Promoção do equilíbrio entre vida pessoal e profissional: levantar se as práticas sociais, crenças e valores da organização: (1) promovem o equilíbrio entre vida pessoal e profissional; (2) oferecem acordos de trabalho flexíveis.

Oferta de recursos: levantar se as organizações: (1) oferecem programas de assistência aos funcionários; (2) treinamento em gerenciamento de estresse; oferta de (3) serviços de saúde mental para ajudar os funcionários a gerenciar o estresse e prevenir o esgotamento. (4) promovem escutas ativas das questões dos funcionários.

Incentivar o descanso e a recuperação: as organizações podem incentivar os funcionários a fazer pausas regulares e folgas para descansar e se recuperar do estresse relacionado ao trabalho.

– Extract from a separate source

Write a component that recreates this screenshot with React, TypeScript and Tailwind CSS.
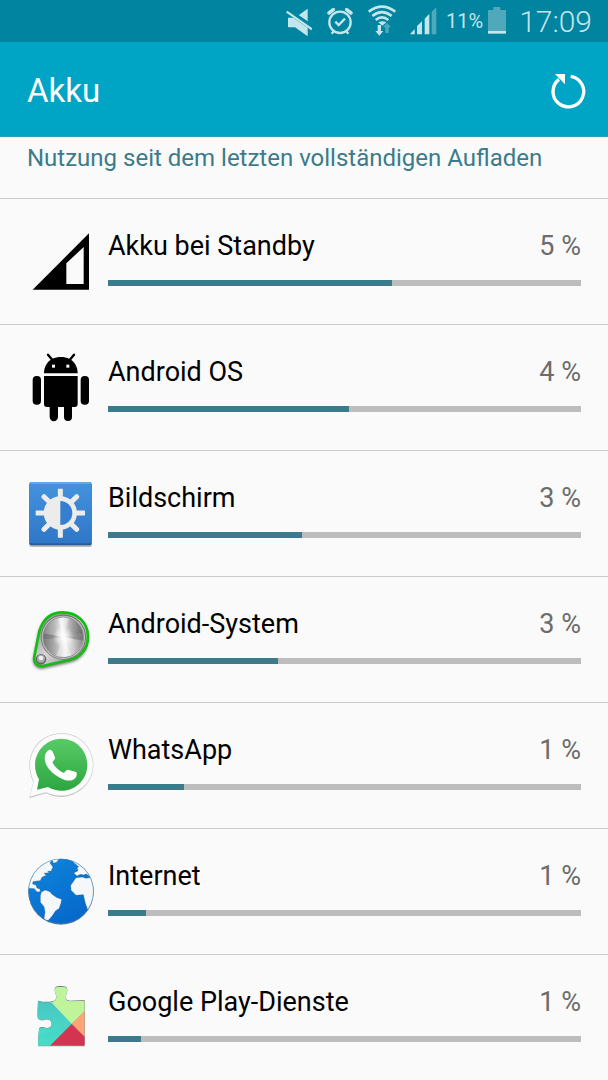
import { ReactNode } from "react";

type BatteryItem = {
	name: string;
	percent: number;
	// Bar length relative to the full track, in percent
	share: number;
	icon: ReactNode;
};

function StandbyIcon() {
	return (
		<svg viewBox="24 18 216 216" className="size-[72px] shrink-0" aria-hidden="true">
			<path d="M219 40V209H50Z" fill="#000" />
			<path d="M203 81V192H151V130Z" fill="#fafafa" />
		</svg>
	);
}

function AndroidIcon() {
	return (
		<svg viewBox="24 36 216 216" className="size-[72px] shrink-0" aria-hidden="true">
			<path d="M84 100C84 80 93 65 109 56C125 49 145 49 160 56C176 65 185 80 185 100Z" />
			<path d="M96 44L109 60M174 44L161 60" stroke="#000" strokeWidth="7" strokeLinecap="round" />
			<path d="M84 108H185V192Q185 201 176 201H168V231A12 12 0 0 1 144 231V201H126V231A12 12 0 0 1 101 231V201H93Q84 201 84 192Z" />
			<rect x="50" y="108" width="25" height="86" rx="12" />
			<rect x="194" y="108" width="25" height="86" rx="12" />
			<rect x="108" y="74" width="9" height="9" fill="#fafafa" />
			<rect x="151" y="74" width="9" height="9" fill="#fafafa" />
		</svg>
	);
}

function DisplayIcon() {
	return (
		<svg viewBox="24 24 216 216" className="size-[72px] shrink-0" aria-hidden="true">
			<defs>
				<linearGradient id="display-bg" x1="0" y1="0" x2="0" y2="1">
					<stop offset="0" stopColor="#4492dc" />
					<stop offset="1" stopColor="#2f77c8" />
				</linearGradient>
			</defs>
			<rect x="40" y="42" width="188" height="189" rx="6" fill="#b9babd" />
			<rect x="40" y="38" width="187" height="188" rx="6" fill="#275c97" />
			<rect x="40" y="36" width="187" height="184" rx="6" fill="url(#display-bg)" />
			<path d="M45 39H222" stroke="#6bb3df" strokeWidth="4" />
			<g stroke="#ececec" strokeWidth="15" strokeLinejoin="round">
				<path d="M133 56V85M133 174V203M59 129H88M178 129H207" />
				<path d="M84 80L101 97M182 80L165 97M84 178L101 161M182 178L165 161" strokeLinecap="round" />
			</g>
			<circle cx="133" cy="129" r="50" fill="#ececec" />
			<path d="M133 93A36 36 0 0 1 133 165Z" fill="#347fcf" />
		</svg>
	);
}

function SystemIcon() {
	return (
		<svg viewBox="24 24 216 216" className="size-[72px] shrink-0" aria-hidden="true">
			<defs>
				<linearGradient id="system-plate" x1="0" y1="0" x2="1" y2="1">
					<stop offset="0" stopColor="#777" />
					<stop offset="0.5" stopColor="#d8d8d8" />
					<stop offset="1" stopColor="#777" />
				</linearGradient>
				<linearGradient id="system-upper" x1="0" y1="0" x2="1" y2="0">
					<stop offset="0" stopColor="#868686" />
					<stop offset="0.3" stopColor="#bcbcbc" />
					<stop offset="0.48" stopColor="#f4f4f4" />
					<stop offset="0.7" stopColor="#aaa" />
					<stop offset="1" stopColor="#666" />
				</linearGradient>
				<linearGradient id="system-lower" x1="0" y1="0" x2="1" y2="0">
					<stop offset="0" stopColor="#777" />
					<stop offset="0.3" stopColor="#b0b0b0" />
					<stop offset="0.55" stopColor="#f2f2f2" />
					<stop offset="0.75" stopColor="#ccc" />
					<stop offset="1" stopColor="#888" />
				</linearGradient>
				<radialGradient id="system-glow">
					<stop offset="0" stopColor="#fff" />
					<stop offset="1" stopColor="#fff" stopOpacity="0" />
				</radialGradient>
				<filter id="system-shadow" x="-20%" y="-20%" width="140%" height="140%">
					<feGaussianBlur stdDeviation="5" />
				</filter>
			</defs>
			<path
				d="M70 106C82 65 106 49 140 49C184 49 216 80 216 122C216 160 190 187 158 192L80 210C63 212 52 198 55 182Z"
				fill="#444"
				stroke="#444"
				strokeWidth="4"
				opacity="0.8"
				filter="url(#system-shadow)"
				transform="translate(-1 6)"
			/>
			<path
				d="M70 106C82 65 106 49 140 49C184 49 216 80 216 122C216 160 190 187 158 192L80 210C63 212 52 198 55 182Z"
				fill="url(#system-plate)"
				stroke="#10c010"
				strokeWidth="8"
			/>
			<circle cx="142" cy="123" r="68" fill="#777" />
			<circle cx="142" cy="124" r="65" fill="#c8c8c8" />
			<path d="M82 131A60 60 0 0 1 201 115Z" fill="url(#system-upper)" />
			<path d="M82 131A60 60 0 0 0 201 115Z" fill="url(#system-lower)" />
			<path d="M82 131L142 123L82 112ZM201 115L142 123L201 134Z" fill="#555" opacity="0.4" />
			<path d="M125 66L142 123L158 66ZM120 181L142 123L166 181Z" fill="#fff" opacity="0.35" />
			<circle cx="142" cy="123" r="32" fill="url(#system-glow)" />
			<circle cx="142" cy="124" r="61" fill="none" stroke="#777" strokeWidth="2" />
			<circle cx="75" cy="190" r="16" fill="#666" />
			<circle cx="75" cy="188" r="12" fill="#aaa" />
			<circle cx="75" cy="186" r="7" fill="#eee" />
		</svg>
	);
}

function WhatsAppIcon() {
	return (
		<svg viewBox="24 24 216 216" className="size-[72px] shrink-0" aria-hidden="true">
			<defs>
				<linearGradient id="wa-bg" x1="0" y1="0" x2="0" y2="1">
					<stop offset="0" stopColor="#58cb66" />
					<stop offset="1" stopColor="#2da641" />
				</linearGradient>
			</defs>
			<path
				d="M40 228L52 180C18 110 62 34 136 34C190 34 232 76 232 130C232 199 155 247 90 214Z"
				fill="#bdbdbd"
			/>
			<path
				d="M41 224L53 178C20 110 64 35 136 35C189 35 231 76 231 129C231 196 155 243 90 211Z"
				fill="#fcfcfc"
				stroke="#dedede"
				strokeWidth="1"
			/>
			<path
				d="M63 203L69 172C36 116 76 50 136 50C180 50 214 85 214 128C214 188 151 226 96 195Z"
				fill="url(#wa-bg)"
			/>
			<path
				d="M99 84C106 82 109 87 112 94L117 106C119 111 112 116 109 121C117 136 128 146 143 153C147 150 151 142 156 143L180 150C185 153 182 166 176 170C166 179 148 177 133 168C112 157 98 144 90 126C82 108 87 90 99 84Z"
				fill="#fff"
			/>
		</svg>
	);
}

function GlobeIcon() {
	return (
		<svg viewBox="24 24 216 216" className="size-[72px] shrink-0" aria-hidden="true">
			<defs>
				<linearGradient id="globe-sea" x1="0" y1="0" x2="0.6" y2="1">
					<stop offset="0" stopColor="#0e87dc" />
					<stop offset="1" stopColor="#0768cb" />
				</linearGradient>
				<clipPath id="globe-clip">
					<circle cx="135" cy="130" r="97" />
				</clipPath>
			</defs>
			<circle cx="135" cy="132" r="98" fill="#68798a" />
			<circle cx="135" cy="130" r="98" fill="url(#globe-sea)" />
			<g clipPath="url(#globe-clip)" stroke="#174c7c" strokeWidth="1">
				<g fill="#f4f8fb">
					<path d="M30 120L30 60L75 28L110 32L102 45L111 57L105 70L95 70L100 74L84 76L91 82L78 88L73 98L64 99L51 101L50 108L60 111L63 120L72 123L73 131L63 132L55 122Z" />
					<path d="M76 132L88 126L102 131L108 139L121 148L137 154L135 166L129 182L119 188L108 205L97 217L83 218L87 192L84 176L73 163L73 143Z" />
					<path d="M105 30H131L122 43L113 46Z" />
					<path d="M177 47L168 38L206 42L232 80L222 86L211 78L202 81L194 79L183 84L173 75L186 68L183 59L188 56Z" />
					<path d="M180 89L199 87L210 91L226 88L240 125L230 175L215 185L208 166L202 140L180 142L165 127L164 112Z" />
				</g>
			</g>
			<circle cx="135" cy="130" r="97" fill="none" stroke="#6b8aa5" strokeWidth="1" />
		</svg>
	);
}

function PlayServicesIcon() {
	return (
		<svg viewBox="24 24 216 216" className="size-[72px] shrink-0" aria-hidden="true">
			<defs>
				<linearGradient id="play-teal" x1="0" y1="0" x2="0" y2="1">
					<stop offset="0" stopColor="#4bb8c0" />
					<stop offset="1" stopColor="#46dfc8" />
				</linearGradient>
				<path
					id="play-piece"
					d="M66 82Q90 88 109 84Q121 81 121 70Q121 62 117 53C114 39 122 38 136 38C151 38 156 43 153 53Q149 64 149 72Q150 82 161 82L206 80V215H66L69 167C70 160 80 160 89 163C99 166 107 161 107 150C107 138 98 133 88 136C77 139 67 137 65 130V112Z"
				/>
				<clipPath id="play-clip">
					<use href="#play-piece" />
				</clipPath>
			</defs>
			<use href="#play-piece" fill="#777" transform="translate(0 -2)" />
			<use href="#play-piece" fill="#999" transform="translate(0 2)" />
			<g clipPath="url(#play-clip)">
				<path d="M60 36H168V220H60Z" fill="url(#play-teal)" />
				<path d="M50 36H212V105L167 150Z" fill="#bff49b" />
				<path d="M60 36H60L167 150L60 190Z" fill="url(#play-teal)" />
				<path d="M167 150L212 105V195Z" fill="#ffa477" />
				<path d="M167 150L212 195V217H100Z" fill="#d3344f" />
			</g>
		</svg>
	);
}

const items: BatteryItem[] = [
	{ name: "Akku bei Standby", percent: 5, share: 60, icon: <StandbyIcon /> },
	{ name: "Android OS", percent: 4, share: 51, icon: <AndroidIcon /> },
	{ name: "Bildschirm", percent: 3, share: 41, icon: <DisplayIcon /> },
	{ name: "Android-System", percent: 3, share: 36, icon: <SystemIcon /> },
	{ name: "WhatsApp", percent: 1, share: 16, icon: <WhatsAppIcon /> },
	{ name: "Internet", percent: 1, share: 8, icon: <GlobeIcon /> },
	{ name: "Google Play-Dienste", percent: 1, share: 7, icon: <PlayServicesIcon /> },
];

function StatusBar() {
	return (
		<div className="flex h-[42px] items-center justify-end bg-[#00849f] pr-4 text-[#c3e5ec]">
			<div className="flex gap-[14px]">
				{/* Muted */}
				<svg viewBox="12 0 84 126" className="h-[42px] w-7" aria-hidden="true">
					<path d="M24 53H45L83 26V109L45 82H24Z" fill="currentColor" />
					<path d="M22 31L98 84" stroke="#00849f" strokeWidth="16" />
					<path d="M20 35L96 88" stroke="currentColor" strokeWidth="7" />
				</svg>
				{/* Alarm */}
				<svg viewBox="138 0 84 126" className="h-[42px] w-7" fill="none" stroke="currentColor" aria-hidden="true">
					<circle cx="180" cy="67" r="32" strokeWidth="7" />
					<path d="M166 65L176 75L195 56" strokeWidth="7" />
					<path d="M147 39L160 29M213 39L200 29" strokeWidth="11" strokeLinecap="round" />
					<path d="M161 94L155 101M199 94L205 101" strokeWidth="7" />
				</svg>
				{/* Wifi with traffic arrows */}
				<svg viewBox="264 0 84 126" className="h-[42px] w-7" fill="none" stroke="currentColor" aria-hidden="true">
					<path d="M266 35Q306 5 346 35" strokeWidth="8" />
					<path d="M277 48Q306 25 335 48" strokeWidth="8" />
					<path d="M287 60Q306 44 325 60" strokeWidth="8" />
					<path d="M295 67Q307 60 319 67L307 77Z" fill="currentColor" stroke="none" />
					<path d="M293 75H303V93H310L298 107L286 93H293Z" fill="currentColor" stroke="none" />
					<path d="M316 99H326V82H333L321 68L309 82H316Z" fill="#4fa9bb" stroke="none" />
				</svg>
				{/* Signal strength */}
				<svg viewBox="390 0 84 126" className="h-[42px] w-7" fill="currentColor" aria-hidden="true">
					<path d="M390 103L404 87V103ZM411 78L426 64V103H411ZM434 56L448 41V103H434Z" />
					<path d="M455 35L469 22V103H455Z" fill="#4fa9bb" />
				</svg>
			</div>
			<span className="ml-2 text-xl">11%</span>
			<svg viewBox="144 0 60 126" className="ml-1 h-[42px] w-5" aria-hidden="true">
				<path d="M147 30H163V21H184V30H201V93H147Z" fill="#4fa9bb" />
				<path d="M147 93H201V101H147Z" fill="#c3e5ec" />
			</svg>
			<time className="ml-3 pt-[2px] text-[30px] leading-10 font-light" dateTime="17:09">
				17:09
			</time>
		</div>
	);
}

function BatteryRow({ name, percent, share, icon }: BatteryItem) {
	return (
		<li className="flex gap-3 border-b border-[#cccccc] pt-[27px] pr-[27px] pb-[26px] pl-6">
			{icon}
			<div className="min-w-0 flex-1">
				<div className="flex items-center justify-between pt-[2px] text-[27px] leading-9">
					<span className="text-black">{name}</span>
					<span className="text-[#6c6c6c]">{percent} %</span>
				</div>
				<div
					className="mt-4 h-[6px] bg-[#bdbdbd]"
					role="progressbar"
					aria-label={name}
					aria-valuenow={share}
					aria-valuemin={0}
					aria-valuemax={100}
				>
					<div className="h-full bg-[#3b7b8b]" style={{ width: `${share}%` }} />
				</div>
			</div>
		</li>
	);
}

export default function App() {
	return (
		<div className="h-screen overflow-hidden bg-[#fafafa] font-['Roboto',sans-serif]">
			<StatusBar />

			<header className="flex h-[95px] items-center justify-between border-b border-[#2f9db4] bg-[#00a5c5] pt-[3px] pr-5 pl-[27px] text-white">
				<h1 className="text-[33px]">Akku</h1>
				<button type="button" aria-label="Aktualisieren" className="cursor-pointer">
					<svg viewBox="54 30 120 126" className="h-[42px] w-10" fill="none" aria-hidden="true">
						<path d="M122 49A46 46 0 1 1 87 58" stroke="#fff" strokeWidth="10" />
						<path d="M75 42H105V73Z" fill="#fff" />
					</svg>
				</button>
			</header>

			<main>
				<h2 className="border-b border-[#cccccc] px-[27px] pt-[5px] pb-6 text-2xl text-[#3b7b8b]">
					Nutzung seit dem letzten vollständigen Aufladen
				</h2>
				<ul>
					{items.map((item) => (
						<BatteryRow key={item.name} {...item} />
					))}
				</ul>
			</main>
		</div>
	);
}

Aceleração social: Abordar as causas subjacentes da aceleração social, como a demanda constante por produtividade e eficiência, pode ajudar a reduzir o estresse e o desgaste associados a essas pressões.

 

Considerações Finais

No geral, a prevenção do esgotamento no trabalho requer uma abordagem inovadora e multifacetada que considere o indivíduo em meio às suas interações sociais e também os aspectos intrapsicológicos sobre como ele dá sentido às suas experiências e ao seu trabalho. Ao priorizar o bem-estar, promover o equilíbrio entre vida pessoal e profissional e abordar as consequências negativas da aceleração social, indivíduos e organizações podem prevenir o esgotamento. Entretanto, é necessário construir protocolos de avaliação e de atendimento para o caso de haver necessidade de atenção psicológica especializada. Para tanto, a Psicologia Cultural e sua capacidade de articulação com qualquer outra abordagem clínica tradicional tem muito a oferecer para essa temática, de forma inovadora.